The European Space Agency's Solar Orbiter spacecraft was launched earlier this year to study the sun, but it could soon be flying through the tail of comet ATLAS and may be able to study the icy object
Comet ATLAS
Hubble Space Telescope image of comet C/2019 Y4 (ATLAS), taken on 20 April
NASA, ESA, STScI and D. Jewitt (

A chance encounter between a recently launched spacecraft and a comet that began disintegrating last month could help us learn more about these icy objects.

Geraint Jones at University College London and his colleagues have calculated that the European Space Agency’s Solar Orbiter spacecraft will pass behind comet C/2019 Y4 (ATLAS) at a distance of about 30 million kilometres in a matter of weeks.

The spacecraft, which launched on 10 February, may pass through the comet’s two long tails, allowing it to perform unprecedented studies of debris from the object.

“At the end of May, there’s a chance that Solar Orbiter may cross the ion tail,” says Jones. “And then a few days later, on 6 June, it’ll cross the comet’s orbital plane, and that’s where the dust tail is.”

The ion tail of a comet consists of the electrically charged particles, or ions, pushed behind it for many millions of kilometres by charged particles from the sun, the solar wind.
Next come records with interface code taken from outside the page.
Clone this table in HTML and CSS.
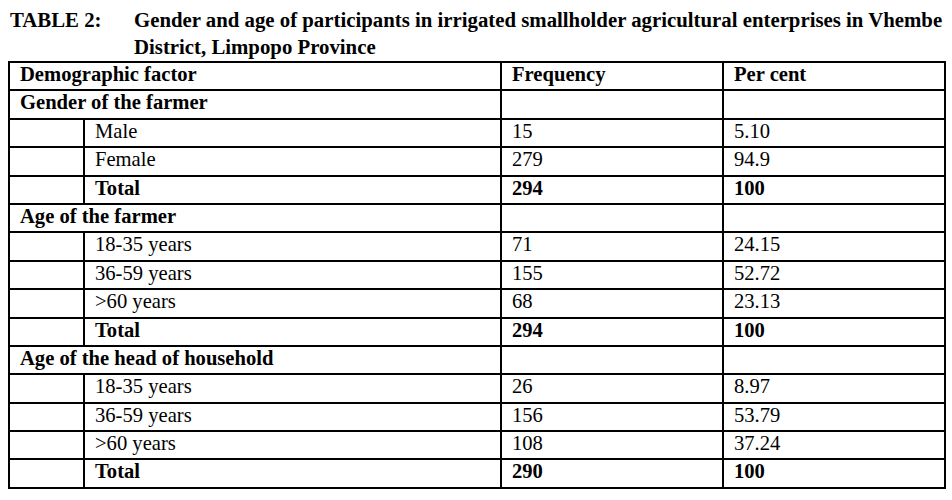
FILE: index.html
```html
<!DOCTYPE html>
<html>
<head>
<meta charset="utf-8">
<link rel="stylesheet" href="styles.css">
</head>
<body>
<div class="caption">
  <div class="label">TABLE 2:</div>
  <div class="title">Gender and age of participants in irrigated smallholder agricultural enterprises in Vhembe District, Limpopo Province</div>
</div>
<table class="data">
  <colgroup>
    <col class="c1"><col class="c2"><col class="c3"><col class="c4">
  </colgroup>
  <tr class="b"><td colspan="2">Demographic factor</td><td>Frequency</td><td>Per cent</td></tr>
  <tr class="b"><td colspan="2">Gender of the farmer</td><td></td><td></td></tr>
  <tr><td></td><td>Male</td><td>15</td><td>5.10</td></tr>
  <tr><td></td><td>Female</td><td>279</td><td>94.9</td></tr>
  <tr class="b"><td></td><td>Total</td><td>294</td><td>100</td></tr>
  <tr class="b"><td colspan="2">Age of the farmer</td><td></td><td></td></tr>
  <tr><td></td><td>18-35 years</td><td>71</td><td>24.15</td></tr>
  <tr><td></td><td>36-59 years</td><td>155</td><td>52.72</td></tr>
  <tr><td></td><td>&gt;60 years</td><td>68</td><td>23.13</td></tr>
  <tr class="b"><td></td><td>Total</td><td>294</td><td>100</td></tr>
  <tr class="b"><td colspan="2">Age of the head of household</td><td></td><td></td></tr>
  <tr><td></td><td>18-35 years</td><td>26</td><td>8.97</td></tr>
  <tr><td></td><td>36-59 years</td><td>156</td><td>53.79</td></tr>
  <tr><td></td><td>&gt;60 years</td><td>108</td><td>37.24</td></tr>
  <tr class="b"><td></td><td>Total</td><td>290</td><td>100</td></tr>
</table>
</body>
</html>
```
FILE: styles.css
```css
html, body {
  margin: 0;
  padding: 0;
  background: #fff;
}
body {
  font-family: "Liberation Serif", "Times New Roman", serif;
  color: #000;
  overflow: hidden;
}
.caption {
  display: flex;
  margin: 6px 0 0 10px;
  font-weight: bold;
  font-size: 20.8px;
  line-height: 27px;
  white-space: nowrap;
}
.label {
  width: 124px;
  flex: none;
}
.title {
  white-space: normal;
  width: 816px;
}
.data {
  margin: 1px 0 0 8px;
  border-collapse: collapse;
  table-layout: fixed;
  width: 937px;
  font-size: 20.6px;
}
.c1 { width: 75px; }
.c2 { width: 417px; }
.c3 { width: 222px; }
.c4 { width: 222px; }
.data td {
  border: 2px solid #000;
  padding: 0 0 0 10px;
  height: 26.4px;
  line-height: 23px;
  vertical-align: top;
  white-space: nowrap;
}
.b td {
  font-weight: bold;
}
```
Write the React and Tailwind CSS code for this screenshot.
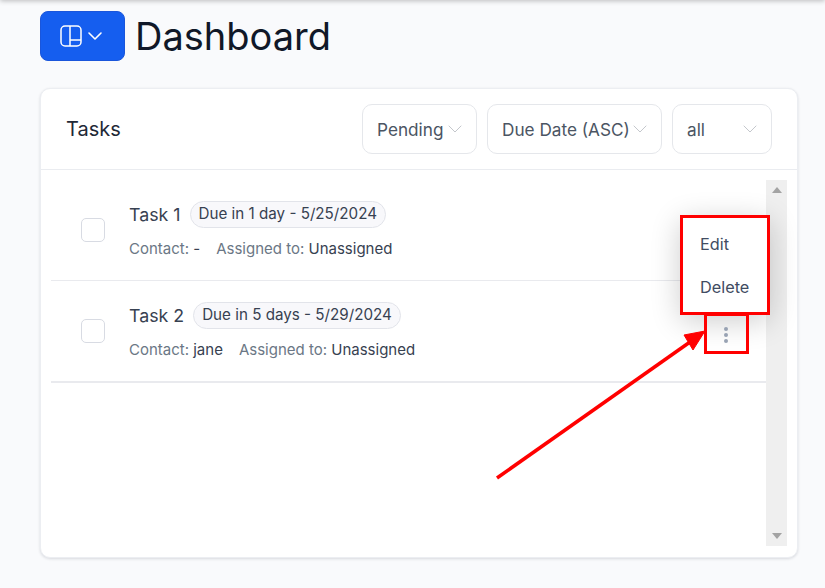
import { useState } from 'react';

const tasks = [
  { name: 'Task 1', due: 'Due in 1 day - 5/25/2024', contact: '-' },
  { name: 'Task 2', due: 'Due in 5 days - 5/29/2024', contact: 'jane' },
];

function Chevron({ className }) {
  return (
    <svg className={className} viewBox="0 0 16 16" fill="none" stroke="currentColor" strokeWidth="1" strokeLinecap="round" strokeLinejoin="round">
      <path d="M2 5l6 6 6-6" />
    </svg>
  );
}

function FilterSelect({ label, width }) {
  return (
    <div className={`${width} h-[50px] flex items-center justify-between pl-[14px] pr-[13px] bg-white border border-[#e5e7eb] rounded-[10px] text-[17.2px] text-[#4b5563]`}>
      <span className="whitespace-nowrap pt-[2px]">{label}</span>
      <Chevron className="w-[16px] h-[16px] text-[#c4c7cc] shrink-0" />
    </div>
  );
}

function TaskRow({ task, last }) {
  return (
    <div className={`flex items-start ${last ? 'h-[102px] border-b-2 border-[#e9eaee]' : 'h-[101px] border-b border-[#e9eaee]'}`}>
      <div className="w-[24px] h-[24px] ml-[30px] mt-[38px] bg-white border border-[#d8dbe3] rounded-[5px] shrink-0" />
      <div className="ml-[24px] mt-[21px]">
        <div className="flex items-center h-[27px]">
          <span className="text-[17.8px] pt-[2px] text-[#374151]">{task.name}</span>
          <span className="ml-[9px] h-[27px] px-[8px] flex items-center bg-[#f8f8fb] border border-[#e2e4ea] rounded-full text-[15.2px] text-[#374151] whitespace-nowrap">
            {task.due}
          </span>
        </div>
        <div className="mt-[11px] flex text-[15px] leading-[20px] text-[#6b7785] whitespace-nowrap">
          <span>Contact: <span className="text-[#374151]">{task.contact}</span></span>
          <span className="ml-[16px]">Assigned to: <span className="text-[#374151]">Unassigned</span></span>
        </div>
      </div>
    </div>
  );
}

export default function App() {
  const [menuOpen] = useState(true);

  return (
    <div className="relative w-[825px] h-[588px] overflow-hidden bg-[#f9fafc] font-['Inter',sans-serif]">
      <div className="absolute left-0 right-0 top-[-10px] h-[10px] shadow-[0_1px_5px_rgba(0,0,0,0.25)]" />

      <div className="flex items-center gap-[10px] pl-[40px] pt-[11px]">
        <button className="w-[85px] h-[50px] flex items-center justify-center gap-[5px] pr-[3px] bg-[#155eef] border border-[#1a56db] rounded-[8px] text-white">
          <svg className="w-[22px] h-[22px]" viewBox="0 0 22 22" fill="none" stroke="currentColor" strokeWidth="1.5">
            <rect x="1" y="1" width="20" height="20" rx="4" />
            <path d="M10 1v20M10 15h11" />
          </svg>
          <svg className="w-[16px] h-[16px]" viewBox="0 0 16 16" fill="none" stroke="currentColor" strokeWidth="1.6" strokeLinecap="round" strokeLinejoin="round">
            <path d="M2 5l6 6 6-6" />
          </svg>
        </button>
        <h1 className="text-[38px] leading-[50px] text-[#101828]">Dashboard</h1>
      </div>

      <div className="ml-[40px] mt-[27px] w-[758px] h-[470px] bg-white border border-[#eceef2] rounded-[10px] shadow-[0_1px_3px_rgba(16,24,40,0.14)]">
        <div className="h-[81px] flex items-center justify-between pl-[25px] pr-[25px] border-b border-[#eaecf0]">
          <h2 className="text-[20px] text-[#1f2937]">Tasks</h2>
          <div className="flex gap-[10px]">
            <FilterSelect label="Pending" width="w-[115px]" />
            <FilterSelect label="Due Date (ASC)" width="w-[175px]" />
            <FilterSelect label="all" width="w-[100px]" />
          </div>
        </div>

        <div className="flex pl-[10px] pt-[10px]">
          <div className="relative w-[715px]">
            {tasks.map((task, i) => (
              <TaskRow key={task.name} task={task} last={i === tasks.length - 1} />
            ))}

            {menuOpen && (
              <div className="absolute left-[629px] top-[35px] w-[90px] h-[100px] flex flex-col pl-[20px] pt-[8px] bg-white rounded-[6px] shadow-[0_6px_30px_rgba(0,0,0,0.2)] text-[16.3px] text-[#414c62]">
                <span className="h-[43px] flex items-center">Edit</span>
                <span className="h-[43px] flex items-center">Delete</span>
              </div>
            )}

            <div className="absolute left-[652px] top-[135px] w-[45px] h-[39px] flex flex-col items-center justify-center gap-[2px]">
              <span className="w-[4px] h-[4px] rounded-full bg-[#98a2b3]" />
              <span className="w-[4px] h-[4px] rounded-full bg-[#98a2b3]" />
              <span className="w-[4px] h-[4px] rounded-full bg-[#98a2b3]" />
            </div>
          </div>

          <div className="w-[21px] h-[366px] flex flex-col justify-between items-center py-[7px] bg-[#efefef]">
            <span className="w-0 h-0 border-x-[5px] border-x-transparent border-b-[6px] border-b-[#a3a3a3]" />
            <span className="w-0 h-0 border-x-[5px] border-x-transparent border-t-[6px] border-t-[#a3a3a3]" />
          </div>
        </div>
      </div>

      {/* annotation layer */}
      <div className="absolute left-[680px] top-[215px] w-[90px] h-[100px] border-[3px] border-[#ff0000]" />
      <div className="absolute left-[704px] top-[313px] w-[45px] h-[41px] border-[3px] border-[#ff0000]" />
      <svg className="absolute left-0 top-0 w-[825px] h-[588px] pointer-events-none" viewBox="0 0 825 588">
        <path d="M497 478L690 342" stroke="#ff0000" strokeWidth="3.5" fill="none" />
        <path d="M705 331L684 335L693 350Z" fill="#ff0000" stroke="#ff0000" strokeWidth="1" />
      </svg>
    </div>
  );
}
The dust tail, meanwhile, comprises grains of dust that have been pushed off the comet and follow its orbit.

Solar Orbiter is equipped with a suite of instruments designed to study the sun, including those to take the first-ever images of its poles. Some of these instruments could also study the tails of comet ATLAS.

ESA was unaware of this opportunity before the craft launched, so is now looking into what can be achieved.

“The decision should be taken in the next days,” says Yannis Zouganelis, the deputy project scientist for the Solar Orbiter mission. “If positive, the measurements would start as soon as possible and last for as many days as needed to cover the entire period of interest.”

The spacecraft is currently in a commissioning phase, testing out its different instruments, and this isn’t expected to be completed until 15 June – too late for the rendezvous. But there is a chance some will be all set before that.

“Three of our instruments will most likely be ready and able to make measurements,” says Zouganelis. “These are the magnetometer, the [radio] waves instrument and the energetic particle detectors.” A fourth instrument, designed to study the solar wind, could also be fully tested in time.

The spacecraft could probe the structure of the comet’s ion tail and see if a shock wave believed to form as the comet’s head pushes through the solar wind also passes behind it.

It could also measure the mass of grains in the dust tail, and it could even detect pristine material emanating from the comet’s broken innards. “The ions would be potentially coming from inside the nucleus,” says Jones. It isn’t thought that any of the material could damage the spacecraft.

Whatever happens, Solar Orbiter looks set to become one of just a handful of spacecraft to pass through the tail of a comet. NASA and ESA’s Ulysses spacecraft, which launched in 1990, passed through at least three comet tails. However, these crossings went unnoticed until after they occurred. “Now we know what to look for,” says Jones.